Но приходится. Я звоню Ненаду и вру ему про травму спины. Он не скрывает своего разочарования. Еще по его голосу слышно, что он мне не верит.
Отлично! Я стала человеком, на которого нельзя положиться. Из-за отца я стала вруньей. У меня такое ощущение, будто я только и делаю, что вру.
Мысленно я добавляю Ненада к списку людей, которым мне стыдно посмотреть в глаза. Там уже Тони, Лесли… Все, от кого избавился мой отец.
Папа тем временем снова идет к журналистам – на этот раз на пертскую радиостанцию 6PR.
– Второй раз за 17 лет она стала беженкой, – говорит он ведущему. – Вчера на стадионе у нее не было ни одного друга. Ни одного человека, – продолжает он на ломаном английском. – Австралия люди – большой расист. Это страна дискриминации».
Я слушаю его безумные речи и думаю: «Сколько еще это будет продолжаться? Ему самому не надоело?»
* * *
Дома в Сиднее отец приказывает мне выбросить все мои трофеи. В наш новый дом во Флориде мы их не повезем, решает он. Сотни памятных наград с юниорских времен нужно выбросить в помойку.
Один за другим я выкидываю свои награды в большой зеленый мусорный бак в нашем дворе. Каждый из этих кубков – большое достижение, но в глазах моего отца юниорские трофеи не имеют никакой ценности. «Они не нужны, они ничего не значат, ничего не стоят», – говорит он.
Выбрасывая их, внешне я сдерживаю слезы, но внутри я ими заливаюсь. Каждый кубок – это результат большой работы. Еще за каждым из них стоит куча побоев. Я в очередной раз осознаю, что он меня не только не уважает, но и вообще плевать на меня хотел.
Папа с Саво улетают в Сэддлбрук, а мы с мамой остаемся собирать вещи и освобождать наш съемный дом. Два дня мы выбрасываем вещи и моем стены и полы. На третий день мы собираем по два чемодана и вызываем такси в аэропорт. Стоит чудесное сиднейское утро, и мне невыносимо грустно. По лицу у меня текут слезы.
– Это неправильно, – говорю я маме.
Сейчас, когда отец далеко, она осмеливается признать, что тоже считает этот переезд ошибкой. И все же, несмотря на то что ей тоже жалко уезжать из Австралии, я вижу, что она беспрекословно ему доверяет. Все, что он делает, в ее глазах правильно.

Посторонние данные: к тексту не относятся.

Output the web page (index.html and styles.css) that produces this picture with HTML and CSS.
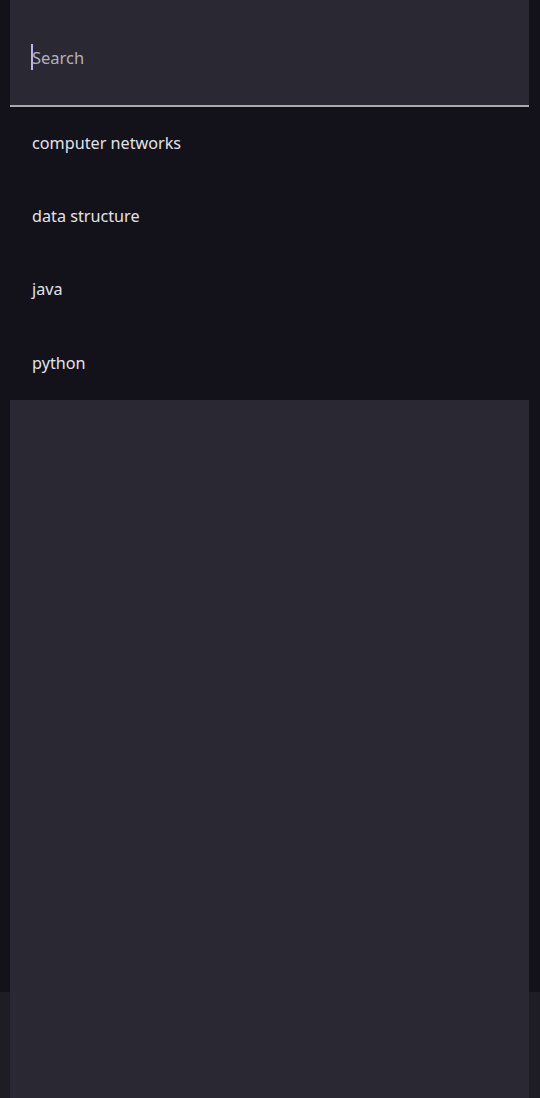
FILE: index.html
```html
<!DOCTYPE html>
<html>
<head>
<meta charset="utf-8">
<link rel="stylesheet" href="styles.css">
</head>
<body>
<div class="screen">
  <div class="sheet">
    <div class="search">
      <span class="cursor"></span><span class="placeholder">Search</span>
    </div>
    <ul class="list">
      <li>computer networks</li>
      <li>data structure</li>
      <li>java</li>
      <li>python</li>
    </ul>
    <div class="panel"></div>
  </div>
  <div class="footer"><div class="footer-inner"></div></div>
</div>
</body>
</html>
```
FILE: styles.css
```css
* { box-sizing: border-box; }
html, body { margin: 0; padding: 0; }
body {
  width: 540px;
  height: 1098px;
  background: #13121b;
  font-family: "Noto Sans", "Open Sans", sans-serif;
  overflow: hidden;
}
.screen {
  display: flex;
  flex-direction: column;
  height: 1098px;
}
.sheet {
  display: flex;
  flex-direction: column;
  height: 992px;
}
.search {
  margin: 0 11px 0 10px;
  height: 107px;
  background: #2a2933;
  border-bottom: 2px solid #a9a8b0;
  display: flex;
  align-items: center;
  padding-left: 21px;
  padding-top: 9px;
}
.cursor {
  width: 2px;
  height: 26px;
  background: #b9b6f2;
  margin-right: -1px;
}
.placeholder {
  font-size: 16.5px;
  color: #b2b1ba;
}
.list {
  list-style: none;
  margin: 0;
  padding: 0;
}
.list li {
  height: 73.3px;
  display: flex;
  align-items: center;
  padding-left: 32px;
  padding-bottom: 2px;
  font-size: 16.2px;
  color: #e3e2e8;
}
.panel {
  flex: 1;
  margin: 0 11px 0 10px;
  background: #2a2933;
}
.footer {
  flex: 1;
  background: #1e1d26;
  padding: 0 11px 0 10px;
  display: flex;
}
.footer-inner {
  flex: 1;
  background: #2a2933;
}
```
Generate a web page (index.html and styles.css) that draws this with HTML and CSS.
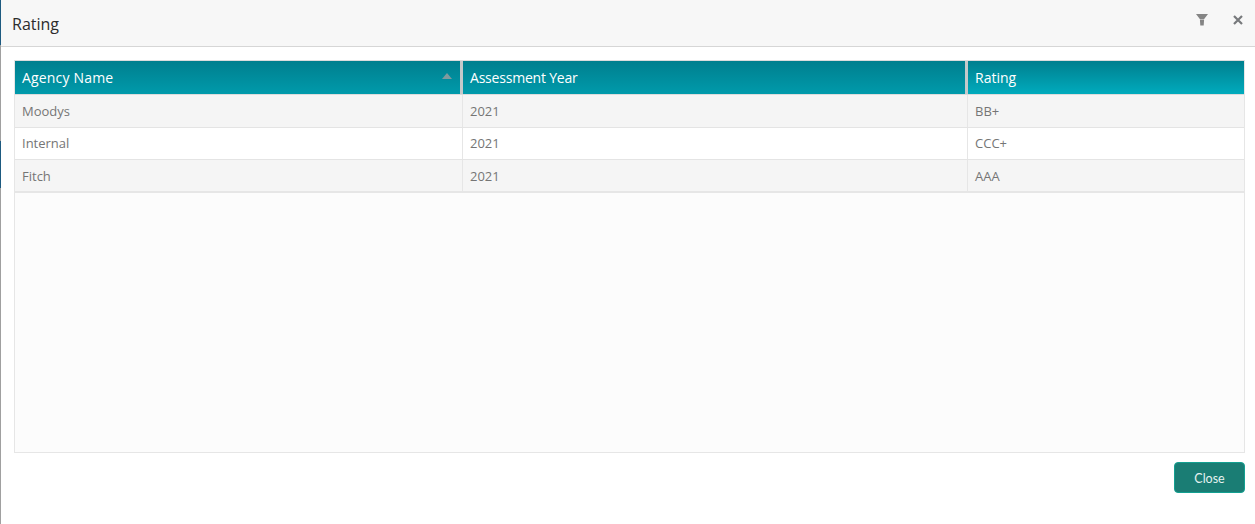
FILE: index.html
```html
<!DOCTYPE html>
<html lang="en">
<head>
<meta charset="utf-8">
<title>Rating</title>
<link rel="stylesheet" href="styles.css">
</head>
<body>
<div class="page">
  <div class="edge"></div>
  <div class="dialog">
    <header class="dialog-head">
      <h1 class="dialog-title">Rating</h1>
      <div class="head-tools">
        <svg class="icon" width="14" height="14" viewBox="0 0 14 14"><path d="M1 1h12l-3.800 5H4.800z M4.900 6.400h4.200l-0.400 6.100H5.300z" fill="#858585"/></svg>
        <svg class="icon" width="12" height="12" viewBox="0 0 12 12"><path d="M2 2l8 8M10 2l-8 8" stroke="#77797c" stroke-width="2.200" fill="none"/></svg>
      </div>
    </header>
    <main class="dialog-body">
      <div class="grid-box">
        <div class="row head">
          <div class="cell c1 hcell wide">Agency Name<span class="sort"></span></div>
          <div class="cell c2 hcell tight">Assessment Year</div>
          <div class="cell c3 hcell last">Rating</div>
        </div>
        <div class="row odd first">
          <div class="cell c1">Moodys</div><div class="cell c2">2021</div><div class="cell c3">BB+</div>
        </div>
        <div class="row raised">
          <div class="cell c1">Internal</div><div class="cell c2">2021</div><div class="cell c3">CCC+</div>
        </div>
        <div class="row odd closing">
          <div class="cell c1">Fitch</div><div class="cell c2">2021</div><div class="cell c3">AAA</div>
        </div>
      </div>
    </main>
    <footer class="dialog-foot">
      <button class="close-btn" type="button">Close</button>
    </footer>
  </div>
</div>
</body>
</html>
```
FILE: styles.css
```css
* { box-sizing: border-box; }
html, body { margin: 0; height: 100%; background: #fff; }
.page { display: flex; width: 1255px; height: 524px; overflow: hidden; font-family: "Open Sans", "Noto Sans", sans-serif; }
.edge { width: 1px; flex: none; background: linear-gradient(to bottom, #1d5a80 0, #1d5a80 45px, #a0a0a0 45px, #a0a0a0 141px, #1d5a80 141px, #1d5a80 188px, #a0a0a0 188px, #a0a0a0 100%); }
.dialog { flex: 1; display: flex; flex-direction: column; min-width: 0; }
.dialog-head { height: 47px; flex: none; display: flex; align-items: center; justify-content: space-between; background: #f7f7f7; border-bottom: 1px solid #d6d6d6; padding: 0 11px 0 11px; }
.dialog-title { margin: 2px 0 0; font-size: 16px; font-weight: 400; color: #2c2c2c; }
.head-tools { display: flex; align-items: center; gap: 23px; margin-bottom: 7px; }
.icon { display: block; }
.dialog-body { height: 406px; flex: none; padding: 13px 10px 0 13px; }
.grid-box { height: 393px; background: #fcfcfc; border: 1px solid #e6e6e6; border-top: 1px solid #dcdcdc; }
.row { display: flex; height: 32px; border-bottom: 1px solid #e4e4e4; background: #fff; }
.row.odd { background: #f5f5f5; }
.row.first { height: 33px; }
.row.raised .cell { padding-bottom: 1px; }
.row.closing { border-bottom: 2px solid #e6e6e6; height: 33px; }
.row.head { height: 34px; border-bottom: 1px solid #dcdcdc; background: #d5d5d5; }
.cell { display: flex; align-items: center; padding-left: 7px; font-size: 13px; color: #757575; border-right: 1px solid #e6e6e6; }
.c1 { width: 448px; flex: none; }
.c2 { width: 505px; flex: none; }
.c3 { flex: 1; border-right: 0; }
.hcell { position: relative; font-size: 14px; color: #fff; background: linear-gradient(to bottom, #007f8e, #009aab); border-right: 3px solid #c4c9ca; height: 33px; }
.hcell.wide { letter-spacing: 0.18px; }
.hcell.tight { letter-spacing: -0.2px; }
.hcell.last { border-right: 0; background: linear-gradient(to bottom, #007f8e, #00abbd); }
.sort { position: absolute; right: 8px; top: 12px; width: 0; height: 0; border-left: 5px solid transparent; border-right: 5px solid transparent; border-bottom: 6px solid #7f9a9e; }
.dialog-foot { flex: 1; display: flex; justify-content: flex-end; align-items: flex-start; padding: 9px 10px 0 0; }
.close-btn { width: 71px; height: 31px; border: 1px solid #13a091; border-radius: 4px; background: #1a7d74; color: #e6f2f0; font-family: "Lato", sans-serif; font-size: 12.5px; padding: 2px 0 0; }
```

Меня, может, никто и не спрашивает, но я убеждена, что это огромная ошибка для всей нашей семьи. Более того, меня переполняет не только грусть, но и злость. Он заставил нас отвернуться от страны, которая так нам помогла, от правительства, которое платило нам пособие, когда у нас не было ничего. От страны, которая стала моим главным болельщиком. От теннисной ассоциации и тренеров, которые, по сути, обеспечили мою юниорскую карьеру, потратили сотни тысяч долларов, чтобы я стала звездой, покрывали все мои расходы на разъезды, как только я начала показывать результаты. Как у него вообще поворачивается язык говорить, что они меня не поддерживали?
Да и дело не только в помощи. Я действительно чувствую себя австралийкой. Да, были тяжелые периоды, когда мне нужно было доказывать свои способности и требования ко мне были выше, чем к другим детям. Нами пренебрегали из-за нашего происхождения. Родители и их дети говорили нам в лицо: «Уезжать туда, откуда приехали». Нам встречались злые люди. Но все равно теперь я уже чувствую, что это мой дом. Что люди приняли меня и тоже считают своей.
И теперь он снова заставляет страдать меня, маму и Саво, отрывая нас от дома.
В самолете я прихожу к выводу, что это самое чудовищное его решение, с которым мне когда-либо приходилось мириться. Никогда я не забуду этот день. Я делаю это против воли и уже тогда в глубине души понимаю, что однажды это исправлю.